>> BEGIN Data

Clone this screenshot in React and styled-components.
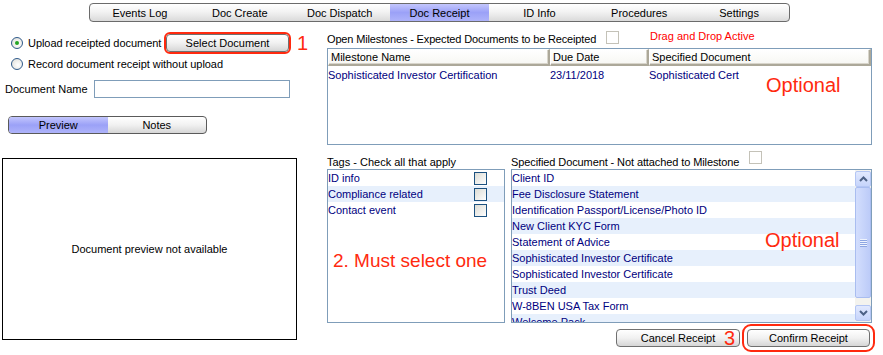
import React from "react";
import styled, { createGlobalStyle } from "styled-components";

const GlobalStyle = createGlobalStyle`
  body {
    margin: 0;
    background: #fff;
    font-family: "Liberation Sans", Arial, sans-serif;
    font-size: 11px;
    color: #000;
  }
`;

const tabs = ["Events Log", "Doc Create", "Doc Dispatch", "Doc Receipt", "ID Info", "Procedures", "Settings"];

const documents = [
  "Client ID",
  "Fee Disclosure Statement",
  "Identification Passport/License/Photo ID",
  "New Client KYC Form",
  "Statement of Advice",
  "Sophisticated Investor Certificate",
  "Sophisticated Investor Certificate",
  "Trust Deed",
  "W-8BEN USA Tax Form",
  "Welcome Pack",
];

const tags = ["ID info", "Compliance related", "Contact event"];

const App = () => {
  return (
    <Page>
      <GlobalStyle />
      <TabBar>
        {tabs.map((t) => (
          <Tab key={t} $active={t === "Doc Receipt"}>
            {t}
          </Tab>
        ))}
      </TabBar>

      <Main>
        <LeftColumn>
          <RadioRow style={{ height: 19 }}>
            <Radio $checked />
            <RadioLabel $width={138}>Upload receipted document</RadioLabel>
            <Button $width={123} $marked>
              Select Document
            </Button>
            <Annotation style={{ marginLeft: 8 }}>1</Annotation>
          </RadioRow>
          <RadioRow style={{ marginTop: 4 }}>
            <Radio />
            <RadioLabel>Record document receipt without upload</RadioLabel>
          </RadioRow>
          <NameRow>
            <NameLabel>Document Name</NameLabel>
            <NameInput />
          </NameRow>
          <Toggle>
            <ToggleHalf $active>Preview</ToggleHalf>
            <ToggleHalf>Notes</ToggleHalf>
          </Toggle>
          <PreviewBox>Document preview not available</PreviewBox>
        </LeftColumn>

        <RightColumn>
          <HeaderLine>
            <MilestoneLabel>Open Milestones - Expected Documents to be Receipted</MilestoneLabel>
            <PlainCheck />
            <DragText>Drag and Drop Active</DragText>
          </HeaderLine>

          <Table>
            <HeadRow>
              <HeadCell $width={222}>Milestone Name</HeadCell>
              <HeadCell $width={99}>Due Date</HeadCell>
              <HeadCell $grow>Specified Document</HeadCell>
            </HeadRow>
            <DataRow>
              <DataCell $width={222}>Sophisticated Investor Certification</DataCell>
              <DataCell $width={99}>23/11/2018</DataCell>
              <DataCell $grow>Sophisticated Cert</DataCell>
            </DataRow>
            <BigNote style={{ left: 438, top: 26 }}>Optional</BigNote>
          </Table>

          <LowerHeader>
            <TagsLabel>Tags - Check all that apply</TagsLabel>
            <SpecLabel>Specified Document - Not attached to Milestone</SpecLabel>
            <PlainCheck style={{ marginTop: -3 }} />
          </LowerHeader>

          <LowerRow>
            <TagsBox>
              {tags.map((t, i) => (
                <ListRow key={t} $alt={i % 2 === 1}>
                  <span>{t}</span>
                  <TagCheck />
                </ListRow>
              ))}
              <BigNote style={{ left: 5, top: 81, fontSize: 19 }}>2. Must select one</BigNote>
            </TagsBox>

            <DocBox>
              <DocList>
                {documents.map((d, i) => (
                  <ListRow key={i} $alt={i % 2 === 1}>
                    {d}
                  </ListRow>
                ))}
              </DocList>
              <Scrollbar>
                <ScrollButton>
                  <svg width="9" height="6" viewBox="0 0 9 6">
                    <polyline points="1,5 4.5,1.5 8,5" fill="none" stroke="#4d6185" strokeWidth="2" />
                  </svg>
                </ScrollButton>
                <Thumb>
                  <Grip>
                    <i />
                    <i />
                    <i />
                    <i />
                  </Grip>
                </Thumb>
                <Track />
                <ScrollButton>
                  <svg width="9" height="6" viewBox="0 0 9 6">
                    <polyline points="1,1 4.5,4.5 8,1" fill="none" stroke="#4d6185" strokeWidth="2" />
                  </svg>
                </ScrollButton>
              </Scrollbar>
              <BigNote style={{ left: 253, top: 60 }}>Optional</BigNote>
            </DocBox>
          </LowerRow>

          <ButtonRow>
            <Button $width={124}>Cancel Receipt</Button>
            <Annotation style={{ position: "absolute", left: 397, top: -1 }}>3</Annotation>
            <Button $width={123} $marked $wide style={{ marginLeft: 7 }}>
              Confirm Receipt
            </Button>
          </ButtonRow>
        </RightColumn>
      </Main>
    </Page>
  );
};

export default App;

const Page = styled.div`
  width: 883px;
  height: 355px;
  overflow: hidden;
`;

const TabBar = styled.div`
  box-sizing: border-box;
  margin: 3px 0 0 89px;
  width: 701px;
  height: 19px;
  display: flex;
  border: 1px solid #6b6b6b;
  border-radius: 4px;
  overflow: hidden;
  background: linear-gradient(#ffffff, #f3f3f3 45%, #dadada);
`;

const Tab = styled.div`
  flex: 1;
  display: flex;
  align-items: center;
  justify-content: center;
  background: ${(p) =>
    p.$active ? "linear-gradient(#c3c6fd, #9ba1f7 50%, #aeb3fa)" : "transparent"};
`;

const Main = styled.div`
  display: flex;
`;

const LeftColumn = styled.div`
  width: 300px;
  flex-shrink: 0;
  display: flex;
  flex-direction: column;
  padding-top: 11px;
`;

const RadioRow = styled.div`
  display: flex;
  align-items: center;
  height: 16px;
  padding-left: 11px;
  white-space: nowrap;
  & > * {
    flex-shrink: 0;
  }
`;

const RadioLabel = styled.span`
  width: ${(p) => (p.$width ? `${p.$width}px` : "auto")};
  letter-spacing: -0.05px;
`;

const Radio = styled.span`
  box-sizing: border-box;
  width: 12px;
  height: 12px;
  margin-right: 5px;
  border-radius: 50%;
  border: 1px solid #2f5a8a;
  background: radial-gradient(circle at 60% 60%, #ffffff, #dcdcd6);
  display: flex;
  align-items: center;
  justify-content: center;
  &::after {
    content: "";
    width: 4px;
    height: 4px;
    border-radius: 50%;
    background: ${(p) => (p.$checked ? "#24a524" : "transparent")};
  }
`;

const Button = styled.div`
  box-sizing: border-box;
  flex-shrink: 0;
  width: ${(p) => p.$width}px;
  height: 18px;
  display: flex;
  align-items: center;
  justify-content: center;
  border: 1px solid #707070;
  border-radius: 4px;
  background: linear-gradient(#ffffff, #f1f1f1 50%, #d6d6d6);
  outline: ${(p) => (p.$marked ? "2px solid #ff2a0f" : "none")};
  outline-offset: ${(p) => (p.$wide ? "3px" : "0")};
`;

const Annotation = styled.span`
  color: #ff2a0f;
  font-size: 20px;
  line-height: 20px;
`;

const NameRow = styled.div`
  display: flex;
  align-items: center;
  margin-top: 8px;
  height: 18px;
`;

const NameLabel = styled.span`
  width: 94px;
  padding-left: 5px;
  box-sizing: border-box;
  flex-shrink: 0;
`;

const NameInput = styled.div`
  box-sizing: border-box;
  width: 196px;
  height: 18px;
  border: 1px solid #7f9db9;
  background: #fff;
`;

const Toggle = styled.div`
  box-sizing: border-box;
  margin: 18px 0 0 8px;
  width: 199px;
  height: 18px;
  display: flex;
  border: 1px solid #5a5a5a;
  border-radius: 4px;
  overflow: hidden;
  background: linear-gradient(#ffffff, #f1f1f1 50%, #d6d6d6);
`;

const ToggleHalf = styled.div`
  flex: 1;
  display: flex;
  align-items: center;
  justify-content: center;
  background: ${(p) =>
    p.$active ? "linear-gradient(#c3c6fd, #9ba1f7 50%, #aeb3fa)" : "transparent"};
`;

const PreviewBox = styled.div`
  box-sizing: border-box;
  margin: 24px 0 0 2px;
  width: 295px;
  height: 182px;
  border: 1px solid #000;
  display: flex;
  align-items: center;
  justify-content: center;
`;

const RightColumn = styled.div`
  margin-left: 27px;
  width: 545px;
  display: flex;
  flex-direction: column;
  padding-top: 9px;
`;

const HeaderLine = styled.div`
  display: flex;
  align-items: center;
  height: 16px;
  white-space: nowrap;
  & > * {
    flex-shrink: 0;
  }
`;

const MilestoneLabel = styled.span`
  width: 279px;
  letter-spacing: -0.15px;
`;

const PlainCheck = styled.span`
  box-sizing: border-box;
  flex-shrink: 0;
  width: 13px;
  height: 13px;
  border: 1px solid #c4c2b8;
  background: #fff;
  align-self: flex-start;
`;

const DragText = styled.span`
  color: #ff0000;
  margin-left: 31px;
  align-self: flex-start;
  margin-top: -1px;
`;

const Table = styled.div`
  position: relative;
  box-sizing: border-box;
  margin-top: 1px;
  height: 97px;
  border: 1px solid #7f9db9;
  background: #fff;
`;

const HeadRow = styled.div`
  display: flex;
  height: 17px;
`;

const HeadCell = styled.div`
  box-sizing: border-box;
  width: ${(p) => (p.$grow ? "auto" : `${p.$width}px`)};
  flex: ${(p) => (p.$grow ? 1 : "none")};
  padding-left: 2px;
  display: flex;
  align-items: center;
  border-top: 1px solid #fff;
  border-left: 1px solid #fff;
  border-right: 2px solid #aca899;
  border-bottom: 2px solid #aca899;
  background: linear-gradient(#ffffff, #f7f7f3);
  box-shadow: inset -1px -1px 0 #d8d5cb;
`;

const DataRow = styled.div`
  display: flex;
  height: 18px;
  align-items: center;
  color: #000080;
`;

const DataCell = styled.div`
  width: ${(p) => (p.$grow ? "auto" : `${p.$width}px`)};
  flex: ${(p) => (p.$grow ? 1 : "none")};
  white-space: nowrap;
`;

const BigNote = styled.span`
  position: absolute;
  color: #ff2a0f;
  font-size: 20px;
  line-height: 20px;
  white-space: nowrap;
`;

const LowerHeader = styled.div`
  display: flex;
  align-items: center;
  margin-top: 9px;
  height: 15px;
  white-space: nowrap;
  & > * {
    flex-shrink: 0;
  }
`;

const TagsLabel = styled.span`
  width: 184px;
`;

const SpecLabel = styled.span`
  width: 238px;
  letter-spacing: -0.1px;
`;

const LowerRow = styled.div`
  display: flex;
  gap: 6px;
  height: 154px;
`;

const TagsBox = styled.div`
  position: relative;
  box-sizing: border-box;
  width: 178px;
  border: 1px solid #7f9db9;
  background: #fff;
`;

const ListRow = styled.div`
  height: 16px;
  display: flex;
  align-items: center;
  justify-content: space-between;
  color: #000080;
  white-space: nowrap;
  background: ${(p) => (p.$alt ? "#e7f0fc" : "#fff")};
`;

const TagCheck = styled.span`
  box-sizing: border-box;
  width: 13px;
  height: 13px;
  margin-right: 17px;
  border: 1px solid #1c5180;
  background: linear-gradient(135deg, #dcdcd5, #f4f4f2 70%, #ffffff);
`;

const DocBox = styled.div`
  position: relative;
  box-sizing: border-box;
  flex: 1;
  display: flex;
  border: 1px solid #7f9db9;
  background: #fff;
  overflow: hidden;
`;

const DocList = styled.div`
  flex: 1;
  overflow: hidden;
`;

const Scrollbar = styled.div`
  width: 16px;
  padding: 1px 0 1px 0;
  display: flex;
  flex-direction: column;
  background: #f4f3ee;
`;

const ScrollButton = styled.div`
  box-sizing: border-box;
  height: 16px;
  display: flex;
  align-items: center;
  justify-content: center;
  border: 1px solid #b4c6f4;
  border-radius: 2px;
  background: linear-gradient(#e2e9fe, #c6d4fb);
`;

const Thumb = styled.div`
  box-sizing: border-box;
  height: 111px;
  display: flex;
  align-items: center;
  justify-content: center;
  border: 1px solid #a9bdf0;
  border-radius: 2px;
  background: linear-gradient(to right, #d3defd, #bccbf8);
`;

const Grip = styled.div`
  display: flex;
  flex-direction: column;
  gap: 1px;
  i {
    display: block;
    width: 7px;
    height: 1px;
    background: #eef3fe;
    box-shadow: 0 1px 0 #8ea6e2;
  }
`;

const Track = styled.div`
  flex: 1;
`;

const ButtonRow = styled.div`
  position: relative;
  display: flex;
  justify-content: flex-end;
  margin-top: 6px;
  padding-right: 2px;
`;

>> END Data
>> BEGIN Data

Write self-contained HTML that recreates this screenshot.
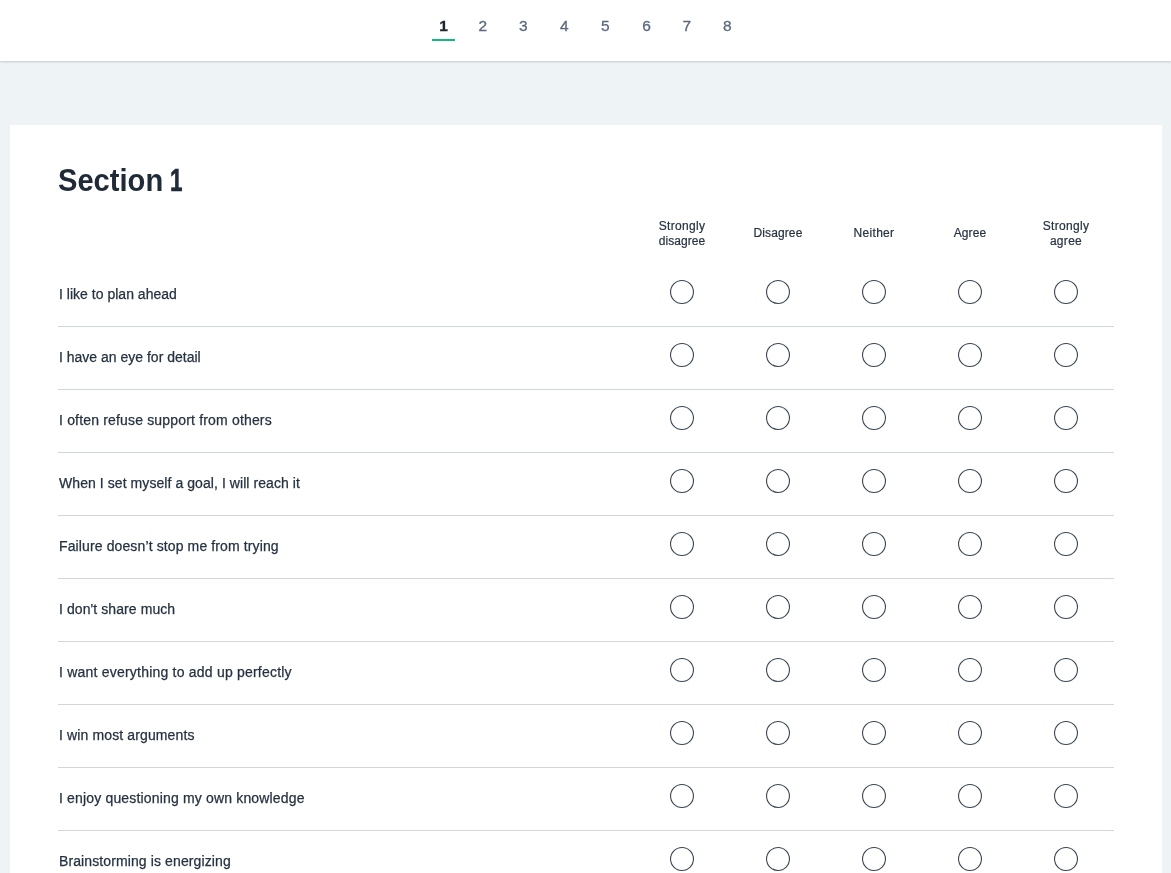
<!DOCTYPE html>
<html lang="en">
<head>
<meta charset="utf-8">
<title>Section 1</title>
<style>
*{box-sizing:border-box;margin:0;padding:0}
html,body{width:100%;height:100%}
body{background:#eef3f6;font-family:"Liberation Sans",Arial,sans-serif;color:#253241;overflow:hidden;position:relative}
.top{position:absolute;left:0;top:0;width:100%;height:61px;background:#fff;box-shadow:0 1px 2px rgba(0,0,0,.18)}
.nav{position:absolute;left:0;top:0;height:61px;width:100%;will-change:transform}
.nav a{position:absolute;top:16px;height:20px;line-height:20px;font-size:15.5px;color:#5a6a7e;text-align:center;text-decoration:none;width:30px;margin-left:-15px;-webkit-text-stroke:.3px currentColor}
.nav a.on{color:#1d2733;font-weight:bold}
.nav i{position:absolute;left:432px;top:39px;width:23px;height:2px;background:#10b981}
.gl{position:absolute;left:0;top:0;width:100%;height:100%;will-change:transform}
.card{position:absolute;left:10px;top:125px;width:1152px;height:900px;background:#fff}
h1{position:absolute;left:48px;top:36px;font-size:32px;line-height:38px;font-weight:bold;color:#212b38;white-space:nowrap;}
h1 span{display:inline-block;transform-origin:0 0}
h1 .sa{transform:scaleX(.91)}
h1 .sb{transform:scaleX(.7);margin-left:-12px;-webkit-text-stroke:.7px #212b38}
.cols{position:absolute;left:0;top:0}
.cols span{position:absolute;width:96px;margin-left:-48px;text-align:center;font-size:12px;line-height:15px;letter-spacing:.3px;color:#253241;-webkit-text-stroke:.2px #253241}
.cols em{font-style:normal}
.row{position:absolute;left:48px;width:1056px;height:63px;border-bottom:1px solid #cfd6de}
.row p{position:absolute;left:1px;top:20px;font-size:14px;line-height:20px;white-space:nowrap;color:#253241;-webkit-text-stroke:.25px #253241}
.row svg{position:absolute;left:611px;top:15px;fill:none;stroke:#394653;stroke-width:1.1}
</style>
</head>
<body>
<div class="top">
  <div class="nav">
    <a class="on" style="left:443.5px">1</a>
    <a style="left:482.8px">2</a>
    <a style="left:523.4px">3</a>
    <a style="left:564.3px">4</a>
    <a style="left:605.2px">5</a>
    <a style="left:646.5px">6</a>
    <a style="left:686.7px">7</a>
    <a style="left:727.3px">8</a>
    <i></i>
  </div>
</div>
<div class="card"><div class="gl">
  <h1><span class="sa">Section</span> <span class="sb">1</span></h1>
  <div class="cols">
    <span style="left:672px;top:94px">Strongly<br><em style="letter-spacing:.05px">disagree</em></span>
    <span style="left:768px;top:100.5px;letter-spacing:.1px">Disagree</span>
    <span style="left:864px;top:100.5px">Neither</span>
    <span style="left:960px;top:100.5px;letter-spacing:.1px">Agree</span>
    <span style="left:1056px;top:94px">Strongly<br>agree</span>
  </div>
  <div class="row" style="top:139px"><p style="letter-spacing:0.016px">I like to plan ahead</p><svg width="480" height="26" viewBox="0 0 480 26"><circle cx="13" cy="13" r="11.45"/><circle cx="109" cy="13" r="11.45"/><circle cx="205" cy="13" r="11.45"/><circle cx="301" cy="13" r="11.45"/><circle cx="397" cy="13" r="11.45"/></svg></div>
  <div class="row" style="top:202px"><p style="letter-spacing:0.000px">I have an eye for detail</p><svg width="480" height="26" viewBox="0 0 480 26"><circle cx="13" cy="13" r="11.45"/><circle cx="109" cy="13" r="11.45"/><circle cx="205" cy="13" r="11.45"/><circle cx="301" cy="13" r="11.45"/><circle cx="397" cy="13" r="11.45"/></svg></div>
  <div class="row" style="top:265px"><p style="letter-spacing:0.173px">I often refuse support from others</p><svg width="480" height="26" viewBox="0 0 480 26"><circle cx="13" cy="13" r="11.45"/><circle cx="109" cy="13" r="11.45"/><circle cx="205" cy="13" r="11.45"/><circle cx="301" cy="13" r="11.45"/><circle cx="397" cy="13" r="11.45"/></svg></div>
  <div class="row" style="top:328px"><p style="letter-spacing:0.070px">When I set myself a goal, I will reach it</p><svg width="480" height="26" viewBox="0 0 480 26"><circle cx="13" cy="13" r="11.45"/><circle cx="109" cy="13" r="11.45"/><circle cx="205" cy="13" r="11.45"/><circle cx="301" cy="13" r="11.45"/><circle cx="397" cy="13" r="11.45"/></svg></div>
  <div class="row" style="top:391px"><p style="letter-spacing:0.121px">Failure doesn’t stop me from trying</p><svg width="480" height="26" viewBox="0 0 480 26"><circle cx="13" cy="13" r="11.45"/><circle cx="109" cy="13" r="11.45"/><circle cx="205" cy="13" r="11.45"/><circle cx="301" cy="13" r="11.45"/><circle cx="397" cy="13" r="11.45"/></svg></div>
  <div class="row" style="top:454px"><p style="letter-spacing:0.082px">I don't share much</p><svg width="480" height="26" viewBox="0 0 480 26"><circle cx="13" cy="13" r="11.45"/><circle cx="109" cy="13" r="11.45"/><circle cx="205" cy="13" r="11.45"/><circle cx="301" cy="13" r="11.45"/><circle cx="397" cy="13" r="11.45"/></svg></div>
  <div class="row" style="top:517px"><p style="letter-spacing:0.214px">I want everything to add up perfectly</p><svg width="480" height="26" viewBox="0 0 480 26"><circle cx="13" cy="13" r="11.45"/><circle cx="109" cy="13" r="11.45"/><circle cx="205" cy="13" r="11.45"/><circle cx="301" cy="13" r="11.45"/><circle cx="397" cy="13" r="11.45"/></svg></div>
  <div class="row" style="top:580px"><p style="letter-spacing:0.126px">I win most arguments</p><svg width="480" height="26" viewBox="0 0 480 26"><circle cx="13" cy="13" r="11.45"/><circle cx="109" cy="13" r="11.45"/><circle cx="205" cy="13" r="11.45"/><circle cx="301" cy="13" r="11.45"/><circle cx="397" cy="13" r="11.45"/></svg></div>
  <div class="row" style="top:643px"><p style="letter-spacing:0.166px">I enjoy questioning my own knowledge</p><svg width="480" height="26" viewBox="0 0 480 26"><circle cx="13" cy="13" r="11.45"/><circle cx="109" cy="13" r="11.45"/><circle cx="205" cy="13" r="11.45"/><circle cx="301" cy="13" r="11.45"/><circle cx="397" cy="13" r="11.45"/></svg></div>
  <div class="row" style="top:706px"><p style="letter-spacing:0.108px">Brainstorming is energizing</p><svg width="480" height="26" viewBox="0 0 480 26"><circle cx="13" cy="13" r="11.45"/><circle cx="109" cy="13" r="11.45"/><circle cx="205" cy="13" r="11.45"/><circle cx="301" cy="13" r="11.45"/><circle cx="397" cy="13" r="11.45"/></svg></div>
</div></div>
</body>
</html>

>> END Data
>> BEGIN Data

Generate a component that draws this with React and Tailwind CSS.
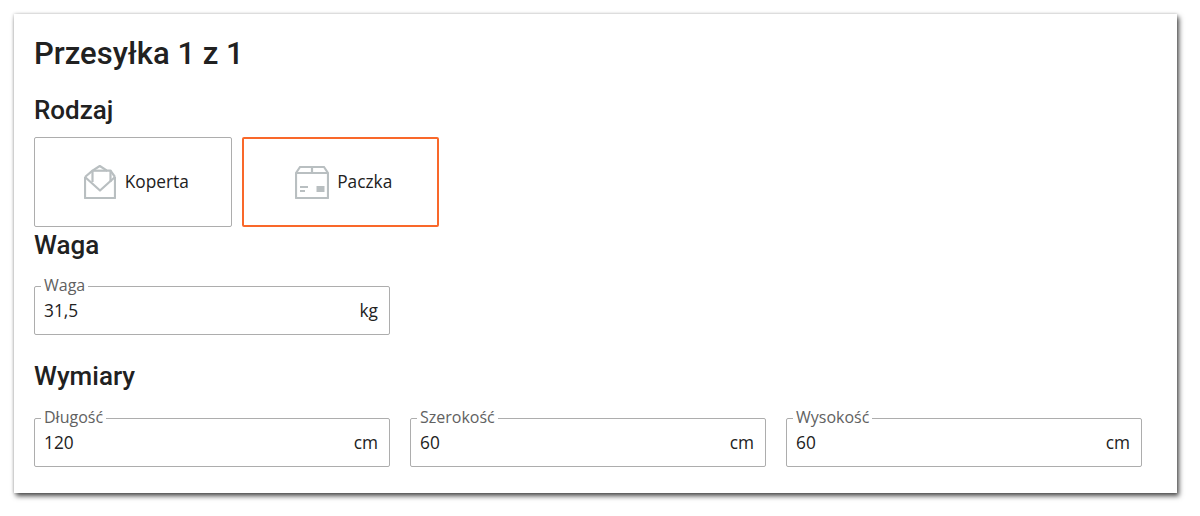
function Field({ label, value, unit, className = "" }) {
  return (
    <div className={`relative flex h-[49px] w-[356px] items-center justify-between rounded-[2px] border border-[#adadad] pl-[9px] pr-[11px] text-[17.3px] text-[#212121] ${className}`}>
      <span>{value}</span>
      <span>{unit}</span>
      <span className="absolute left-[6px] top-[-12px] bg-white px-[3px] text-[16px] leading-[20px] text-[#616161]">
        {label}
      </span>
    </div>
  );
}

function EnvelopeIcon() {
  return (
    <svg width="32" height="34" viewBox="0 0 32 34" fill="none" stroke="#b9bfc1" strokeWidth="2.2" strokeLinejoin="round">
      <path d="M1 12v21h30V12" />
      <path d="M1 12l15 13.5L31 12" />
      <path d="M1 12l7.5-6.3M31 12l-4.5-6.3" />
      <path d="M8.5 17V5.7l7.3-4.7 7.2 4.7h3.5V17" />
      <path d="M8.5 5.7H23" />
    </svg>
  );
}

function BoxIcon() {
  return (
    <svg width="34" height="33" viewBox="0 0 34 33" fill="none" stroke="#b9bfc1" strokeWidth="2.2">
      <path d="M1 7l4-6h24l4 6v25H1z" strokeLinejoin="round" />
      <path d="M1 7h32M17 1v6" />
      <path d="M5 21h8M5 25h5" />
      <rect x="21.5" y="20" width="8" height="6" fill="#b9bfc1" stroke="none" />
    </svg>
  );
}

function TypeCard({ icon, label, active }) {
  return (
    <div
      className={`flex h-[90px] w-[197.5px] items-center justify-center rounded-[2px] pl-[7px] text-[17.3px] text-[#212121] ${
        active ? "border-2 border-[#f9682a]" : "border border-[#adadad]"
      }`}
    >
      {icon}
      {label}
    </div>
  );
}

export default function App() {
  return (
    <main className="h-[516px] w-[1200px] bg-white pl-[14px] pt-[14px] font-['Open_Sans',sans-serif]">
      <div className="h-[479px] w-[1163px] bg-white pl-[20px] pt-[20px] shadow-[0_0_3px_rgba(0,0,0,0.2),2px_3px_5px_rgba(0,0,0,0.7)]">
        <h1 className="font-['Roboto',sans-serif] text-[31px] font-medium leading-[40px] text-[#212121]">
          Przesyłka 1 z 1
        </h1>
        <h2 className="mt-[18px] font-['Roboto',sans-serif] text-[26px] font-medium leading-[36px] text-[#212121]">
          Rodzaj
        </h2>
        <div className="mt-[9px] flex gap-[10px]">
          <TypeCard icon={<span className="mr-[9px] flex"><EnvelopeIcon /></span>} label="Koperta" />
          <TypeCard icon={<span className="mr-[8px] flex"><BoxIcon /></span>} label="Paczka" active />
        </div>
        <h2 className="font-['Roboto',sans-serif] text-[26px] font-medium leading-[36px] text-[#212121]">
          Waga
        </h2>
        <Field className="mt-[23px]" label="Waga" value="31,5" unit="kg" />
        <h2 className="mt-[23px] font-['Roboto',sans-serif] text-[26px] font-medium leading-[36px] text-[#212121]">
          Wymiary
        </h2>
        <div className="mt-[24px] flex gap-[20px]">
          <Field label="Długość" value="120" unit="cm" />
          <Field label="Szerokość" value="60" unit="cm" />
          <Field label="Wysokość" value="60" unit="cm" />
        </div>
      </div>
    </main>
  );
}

>> END Data

Exactly as they appear, write out the lines from the one containing "Clone this screenshot" down to the one containing "</LeftColumn>", both included. Pictures are left out.

Clone this screenshot in React and styled-components.
import React from "react";
import styled, { createGlobalStyle } from "styled-components";

const GlobalStyle = createGlobalStyle`
  body {
    margin: 0;
    background: #fff;
    font-family: "Liberation Sans", Arial, sans-serif;
    font-size: 11px;
    color: #000;
  }
`;

const tabs = ["Events Log", "Doc Create", "Doc Dispatch", "Doc Receipt", "ID Info", "Procedures", "Settings"];

const documents = [
  "Client ID",
  "Fee Disclosure Statement",
  "Identification Passport/License/Photo ID",
  "New Client KYC Form",
  "Statement of Advice",
  "Sophisticated Investor Certificate",
  "Sophisticated Investor Certificate",
  "Trust Deed",
  "W-8BEN USA Tax Form",
  "Welcome Pack",
];

const tags = ["ID info", "Compliance related", "Contact event"];

const App = () => {
  return (
    <Page>
      <GlobalStyle />
      <TabBar>
        {tabs.map((t) => (
          <Tab key={t} $active={t === "Doc Receipt"}>
            {t}
          </Tab>
        ))}
      </TabBar>

      <Main>
        <LeftColumn>
          <RadioRow style={{ height: 19 }}>
            <Radio $checked />
            <RadioLabel $width={138}>Upload receipted document</RadioLabel>
            <Button $width={123} $marked>
              Select Document
            </Button>
            <Annotation style={{ marginLeft: 8 }}>1</Annotation>
          </RadioRow>
          <RadioRow style={{ marginTop: 4 }}>
            <Radio />
            <RadioLabel>Record document receipt without upload</RadioLabel>
          </RadioRow>
          <NameRow>
            <NameLabel>Document Name</NameLabel>
            <NameInput />
          </NameRow>
          <Toggle>
            <ToggleHalf $active>Preview</ToggleHalf>
            <ToggleHalf>Notes</ToggleHalf>
          </Toggle>
          <PreviewBox>Document preview not available</PreviewBox>
        </LeftColumn>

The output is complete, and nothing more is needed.